Another book by Penny Ur for the Cambridge Handbooks for Language Teachers. If you have read the different titles by Ur, you may find some repetitions in her ideas and activities suggested. But overall, it is a handy resource book for teachers, with pictures and slips for activities that you can photocopy for immediate use.
This book is full of great activities and practical tips. Every activity has lots of prompts already, minimising the planning time they'll require, and there are suggestions for variations too. I'll definitely be referring to it again in the future.
Although some of the ideas are clearly outdated, it provides a number of useful tasks helping, especially inexperienced teachers, how to approach discussions in more advanced groups.

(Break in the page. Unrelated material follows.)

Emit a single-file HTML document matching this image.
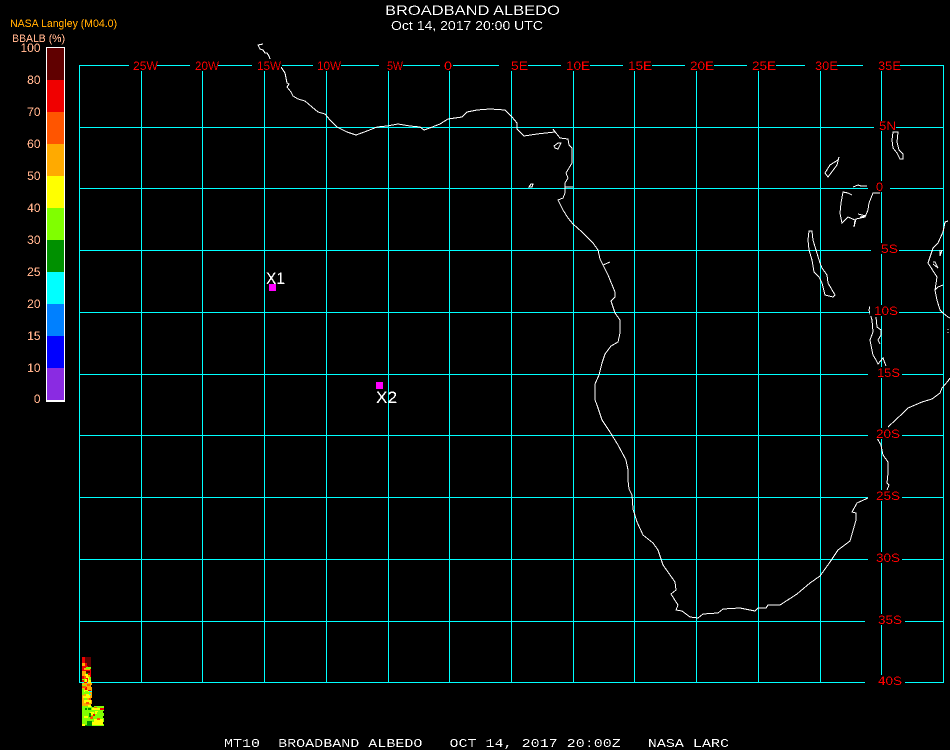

I thought this is a useful little book to get an EFL teacher up and running with task-based language teaching. A bit light on theory, but just enough to ground the new teacher in the rationales for the subsequent lessons, and still holds up fairly well in light of 30-odd years of subsequent language acquisition research. Lots of good lesson ideas which are easily adaptable. I would recommend this for anyone teaching a loosely-structured, intermediate/advanced EFL/ESL course as a quick source of practical advice and ready-to-go activities that have a firm grounding in theory.
It helped me with my master thesis, but I would love to have more theoretical background and more diversed activities. These activities are for common themes, I would have loved something outside the box.
This is a great guide for oral-based language classes. It gives many concrete ideas for how to create situations in the classroom that encourage target language use.